Available data ::
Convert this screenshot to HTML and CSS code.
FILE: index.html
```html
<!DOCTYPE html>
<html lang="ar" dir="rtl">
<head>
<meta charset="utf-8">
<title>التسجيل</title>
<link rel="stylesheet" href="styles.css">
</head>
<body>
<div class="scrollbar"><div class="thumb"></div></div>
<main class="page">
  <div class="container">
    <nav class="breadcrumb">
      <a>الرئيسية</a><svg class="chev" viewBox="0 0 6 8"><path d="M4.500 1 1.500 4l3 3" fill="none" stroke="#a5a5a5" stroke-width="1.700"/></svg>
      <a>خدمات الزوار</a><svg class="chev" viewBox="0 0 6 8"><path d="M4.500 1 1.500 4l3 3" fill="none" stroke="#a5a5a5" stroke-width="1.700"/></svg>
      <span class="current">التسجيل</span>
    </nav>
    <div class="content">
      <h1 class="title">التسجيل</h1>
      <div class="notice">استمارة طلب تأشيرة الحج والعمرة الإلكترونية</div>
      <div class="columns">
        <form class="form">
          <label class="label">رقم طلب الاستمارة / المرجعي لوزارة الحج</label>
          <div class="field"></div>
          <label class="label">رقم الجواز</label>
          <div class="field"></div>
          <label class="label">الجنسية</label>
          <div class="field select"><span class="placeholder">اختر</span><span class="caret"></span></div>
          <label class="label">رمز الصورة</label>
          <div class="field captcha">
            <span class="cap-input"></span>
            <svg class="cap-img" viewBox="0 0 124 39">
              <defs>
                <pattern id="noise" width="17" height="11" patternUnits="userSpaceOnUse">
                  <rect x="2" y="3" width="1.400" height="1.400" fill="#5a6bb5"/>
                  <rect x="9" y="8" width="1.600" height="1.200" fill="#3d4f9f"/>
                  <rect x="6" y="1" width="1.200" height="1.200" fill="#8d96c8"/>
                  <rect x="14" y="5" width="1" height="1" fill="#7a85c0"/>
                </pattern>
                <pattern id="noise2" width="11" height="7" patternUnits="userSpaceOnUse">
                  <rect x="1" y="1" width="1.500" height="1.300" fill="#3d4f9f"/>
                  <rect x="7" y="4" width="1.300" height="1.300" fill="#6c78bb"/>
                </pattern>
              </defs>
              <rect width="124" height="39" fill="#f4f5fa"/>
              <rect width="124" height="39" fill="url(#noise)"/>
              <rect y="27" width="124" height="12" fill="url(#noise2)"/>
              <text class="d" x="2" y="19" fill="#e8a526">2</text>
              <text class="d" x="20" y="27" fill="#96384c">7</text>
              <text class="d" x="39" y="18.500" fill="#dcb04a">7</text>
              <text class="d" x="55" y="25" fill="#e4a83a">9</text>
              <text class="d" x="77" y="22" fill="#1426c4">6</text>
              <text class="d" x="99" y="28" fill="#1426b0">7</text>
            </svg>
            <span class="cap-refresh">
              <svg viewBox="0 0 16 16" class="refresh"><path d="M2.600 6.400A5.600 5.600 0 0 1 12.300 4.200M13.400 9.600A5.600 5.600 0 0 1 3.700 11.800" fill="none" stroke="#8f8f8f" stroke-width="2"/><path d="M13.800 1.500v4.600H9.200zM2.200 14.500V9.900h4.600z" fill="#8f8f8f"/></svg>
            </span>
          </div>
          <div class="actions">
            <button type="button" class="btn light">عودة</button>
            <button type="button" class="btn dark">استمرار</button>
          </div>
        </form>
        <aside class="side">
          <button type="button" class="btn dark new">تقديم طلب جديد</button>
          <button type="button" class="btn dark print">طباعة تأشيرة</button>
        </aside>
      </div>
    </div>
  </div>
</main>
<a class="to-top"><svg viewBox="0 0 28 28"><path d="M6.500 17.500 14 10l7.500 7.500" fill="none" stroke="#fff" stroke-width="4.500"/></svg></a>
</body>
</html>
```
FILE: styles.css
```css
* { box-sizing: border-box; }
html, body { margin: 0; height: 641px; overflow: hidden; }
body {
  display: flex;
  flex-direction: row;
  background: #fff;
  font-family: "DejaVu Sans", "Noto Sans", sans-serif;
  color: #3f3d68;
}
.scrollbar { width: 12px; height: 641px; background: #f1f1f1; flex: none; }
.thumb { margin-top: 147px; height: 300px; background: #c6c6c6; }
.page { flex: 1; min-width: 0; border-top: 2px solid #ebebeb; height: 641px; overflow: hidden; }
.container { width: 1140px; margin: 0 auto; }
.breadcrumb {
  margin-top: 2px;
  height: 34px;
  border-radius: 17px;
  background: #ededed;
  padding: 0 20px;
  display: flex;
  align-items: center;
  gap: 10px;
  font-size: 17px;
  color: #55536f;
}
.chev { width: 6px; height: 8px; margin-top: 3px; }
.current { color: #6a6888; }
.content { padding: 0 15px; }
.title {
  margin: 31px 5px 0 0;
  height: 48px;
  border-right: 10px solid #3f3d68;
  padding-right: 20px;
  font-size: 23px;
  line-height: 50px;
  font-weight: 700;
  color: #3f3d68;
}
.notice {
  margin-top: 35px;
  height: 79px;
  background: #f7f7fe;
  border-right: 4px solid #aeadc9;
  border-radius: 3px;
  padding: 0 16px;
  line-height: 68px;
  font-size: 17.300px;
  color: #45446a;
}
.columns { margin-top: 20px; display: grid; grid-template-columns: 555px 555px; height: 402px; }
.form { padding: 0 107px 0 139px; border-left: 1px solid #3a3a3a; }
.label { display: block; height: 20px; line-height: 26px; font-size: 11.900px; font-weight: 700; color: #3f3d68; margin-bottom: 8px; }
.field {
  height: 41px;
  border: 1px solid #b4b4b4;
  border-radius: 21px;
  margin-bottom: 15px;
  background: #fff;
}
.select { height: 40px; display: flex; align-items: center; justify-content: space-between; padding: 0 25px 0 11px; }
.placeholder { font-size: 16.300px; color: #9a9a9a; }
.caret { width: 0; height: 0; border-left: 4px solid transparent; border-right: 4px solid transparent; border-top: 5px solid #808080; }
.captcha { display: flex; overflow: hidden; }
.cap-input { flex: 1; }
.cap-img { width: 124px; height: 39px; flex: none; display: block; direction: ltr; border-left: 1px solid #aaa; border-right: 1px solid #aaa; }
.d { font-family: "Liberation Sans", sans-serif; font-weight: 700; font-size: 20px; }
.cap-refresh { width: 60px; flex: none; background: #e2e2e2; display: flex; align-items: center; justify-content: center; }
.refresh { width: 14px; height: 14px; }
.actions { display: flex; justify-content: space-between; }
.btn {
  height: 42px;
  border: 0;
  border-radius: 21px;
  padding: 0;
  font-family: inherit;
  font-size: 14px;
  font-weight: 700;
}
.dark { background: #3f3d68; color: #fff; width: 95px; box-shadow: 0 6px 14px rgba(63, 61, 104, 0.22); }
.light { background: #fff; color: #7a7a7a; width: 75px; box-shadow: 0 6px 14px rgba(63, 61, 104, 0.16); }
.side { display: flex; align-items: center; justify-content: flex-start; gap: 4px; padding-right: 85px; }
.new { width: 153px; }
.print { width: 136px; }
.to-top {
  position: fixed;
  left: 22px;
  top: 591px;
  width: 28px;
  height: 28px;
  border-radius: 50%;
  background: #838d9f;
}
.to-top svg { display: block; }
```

Goal ::
Write out the whole listing again. Match it word for word.

Exercise answer ::
Convert this screenshot to HTML and CSS code.
FILE: index.html
```html
<!DOCTYPE html>
<html lang="ar" dir="rtl">
<head>
<meta charset="utf-8">
<title>التسجيل</title>
<link rel="stylesheet" href="styles.css">
</head>
<body>
<div class="scrollbar"><div class="thumb"></div></div>
<main class="page">
  <div class="container">
    <nav class="breadcrumb">
      <a>الرئيسية</a><svg class="chev" viewBox="0 0 6 8"><path d="M4.500 1 1.500 4l3 3" fill="none" stroke="#a5a5a5" stroke-width="1.700"/></svg>
      <a>خدمات الزوار</a><svg class="chev" viewBox="0 0 6 8"><path d="M4.500 1 1.500 4l3 3" fill="none" stroke="#a5a5a5" stroke-width="1.700"/></svg>
      <span class="current">التسجيل</span>
    </nav>
    <div class="content">
      <h1 class="title">التسجيل</h1>
      <div class="notice">استمارة طلب تأشيرة الحج والعمرة الإلكترونية</div>
      <div class="columns">
        <form class="form">
          <label class="label">رقم طلب الاستمارة / المرجعي لوزارة الحج</label>
          <div class="field"></div>
          <label class="label">رقم الجواز</label>
          <div class="field"></div>
          <label class="label">الجنسية</label>
          <div class="field select"><span class="placeholder">اختر</span><span class="caret"></span></div>
          <label class="label">رمز الصورة</label>
          <div class="field captcha">
            <span class="cap-input"></span>
            <svg class="cap-img" viewBox="0 0 124 39">
              <defs>
                <pattern id="noise" width="17" height="11" patternUnits="userSpaceOnUse">
                  <rect x="2" y="3" width="1.400" height="1.400" fill="#5a6bb5"/>
                  <rect x="9" y="8" width="1.600" height="1.200" fill="#3d4f9f"/>
                  <rect x="6" y="1" width="1.200" height="1.200" fill="#8d96c8"/>
                  <rect x="14" y="5" width="1" height="1" fill="#7a85c0"/>
                </pattern>
                <pattern id="noise2" width="11" height="7" patternUnits="userSpaceOnUse">
                  <rect x="1" y="1" width="1.500" height="1.300" fill="#3d4f9f"/>
                  <rect x="7" y="4" width="1.300" height="1.300" fill="#6c78bb"/>
                </pattern>
              </defs>
              <rect width="124" height="39" fill="#f4f5fa"/>
              <rect width="124" height="39" fill="url(#noise)"/>
              <rect y="27" width="124" height="12" fill="url(#noise2)"/>
              <text class="d" x="2" y="19" fill="#e8a526">2</text>
              <text class="d" x="20" y="27" fill="#96384c">7</text>
              <text class="d" x="39" y="18.500" fill="#dcb04a">7</text>
              <text class="d" x="55" y="25" fill="#e4a83a">9</text>
              <text class="d" x="77" y="22" fill="#1426c4">6</text>
              <text class="d" x="99" y="28" fill="#1426b0">7</text>
            </svg>
            <span class="cap-refresh">
              <svg viewBox="0 0 16 16" class="refresh"><path d="M2.600 6.400A5.600 5.600 0 0 1 12.300 4.200M13.400 9.600A5.600 5.600 0 0 1 3.700 11.800" fill="none" stroke="#8f8f8f" stroke-width="2"/><path d="M13.800 1.500v4.600H9.200zM2.200 14.500V9.900h4.600z" fill="#8f8f8f"/></svg>
            </span>
          </div>
          <div class="actions">
            <button type="button" class="btn light">عودة</button>
            <button type="button" class="btn dark">استمرار</button>
          </div>
        </form>
        <aside class="side">
          <button type="button" class="btn dark new">تقديم طلب جديد</button>
          <button type="button" class="btn dark print">طباعة تأشيرة</button>
        </aside>
      </div>
    </div>
  </div>
</main>
<a class="to-top"><svg viewBox="0 0 28 28"><path d="M6.500 17.500 14 10l7.500 7.500" fill="none" stroke="#fff" stroke-width="4.500"/></svg></a>
</body>
</html>
```
FILE: styles.css
```css
* { box-sizing: border-box; }
html, body { margin: 0; height: 641px; overflow: hidden; }
body {
  display: flex;
  flex-direction: row;
  background: #fff;
  font-family: "DejaVu Sans", "Noto Sans", sans-serif;
  color: #3f3d68;
}
.scrollbar { width: 12px; height: 641px; background: #f1f1f1; flex: none; }
.thumb { margin-top: 147px; height: 300px; background: #c6c6c6; }
.page { flex: 1; min-width: 0; border-top: 2px solid #ebebeb; height: 641px; overflow: hidden; }
.container { width: 1140px; margin: 0 auto; }
.breadcrumb {
  margin-top: 2px;
  height: 34px;
  border-radius: 17px;
  background: #ededed;
  padding: 0 20px;
  display: flex;
  align-items: center;
  gap: 10px;
  font-size: 17px;
  color: #55536f;
}
.chev { width: 6px; height: 8px; margin-top: 3px; }
.current { color: #6a6888; }
.content { padding: 0 15px; }
.title {
  margin: 31px 5px 0 0;
  height: 48px;
  border-right: 10px solid #3f3d68;
  padding-right: 20px;
  font-size: 23px;
  line-height: 50px;
  font-weight: 700;
  color: #3f3d68;
}
.notice {
  margin-top: 35px;
  height: 79px;
  background: #f7f7fe;
  border-right: 4px solid #aeadc9;
  border-radius: 3px;
  padding: 0 16px;
  line-height: 68px;
  font-size: 17.300px;
  color: #45446a;
}
.columns { margin-top: 20px; display: grid; grid-template-columns: 555px 555px; height: 402px; }
.form { padding: 0 107px 0 139px; border-left: 1px solid #3a3a3a; }
.label { display: block; height: 20px; line-height: 26px; font-size: 11.900px; font-weight: 700; color: #3f3d68; margin-bottom: 8px; }
.field {
  height: 41px;
  border: 1px solid #b4b4b4;
  border-radius: 21px;
  margin-bottom: 15px;
  background: #fff;
}
.select { height: 40px; display: flex; align-items: center; justify-content: space-between; padding: 0 25px 0 11px; }
.placeholder { font-size: 16.300px; color: #9a9a9a; }
.caret { width: 0; height: 0; border-left: 4px solid transparent; border-right: 4px solid transparent; border-top: 5px solid #808080; }
.captcha { display: flex; overflow: hidden; }
.cap-input { flex: 1; }
.cap-img { width: 124px; height: 39px; flex: none; display: block; direction: ltr; border-left: 1px solid #aaa; border-right: 1px solid #aaa; }
.d { font-family: "Liberation Sans", sans-serif; font-weight: 700; font-size: 20px; }
.cap-refresh { width: 60px; flex: none; background: #e2e2e2; display: flex; align-items: center; justify-content: center; }
.refresh { width: 14px; height: 14px; }
.actions { display: flex; justify-content: space-between; }
.btn {
  height: 42px;
  border: 0;
  border-radius: 21px;
  padding: 0;
  font-family: inherit;
  font-size: 14px;
  font-weight: 700;
}
.dark { background: #3f3d68; color: #fff; width: 95px; box-shadow: 0 6px 14px rgba(63, 61, 104, 0.22); }
.light { background: #fff; color: #7a7a7a; width: 75px; box-shadow: 0 6px 14px rgba(63, 61, 104, 0.16); }
.side { display: flex; align-items: center; justify-content: flex-start; gap: 4px; padding-right: 85px; }
.new { width: 153px; }
.print { width: 136px; }
.to-top {
  position: fixed;
  left: 22px;
  top: 591px;
  width: 28px;
  height: 28px;
  border-radius: 50%;
  background: #838d9f;
}
.to-top svg { display: block; }
```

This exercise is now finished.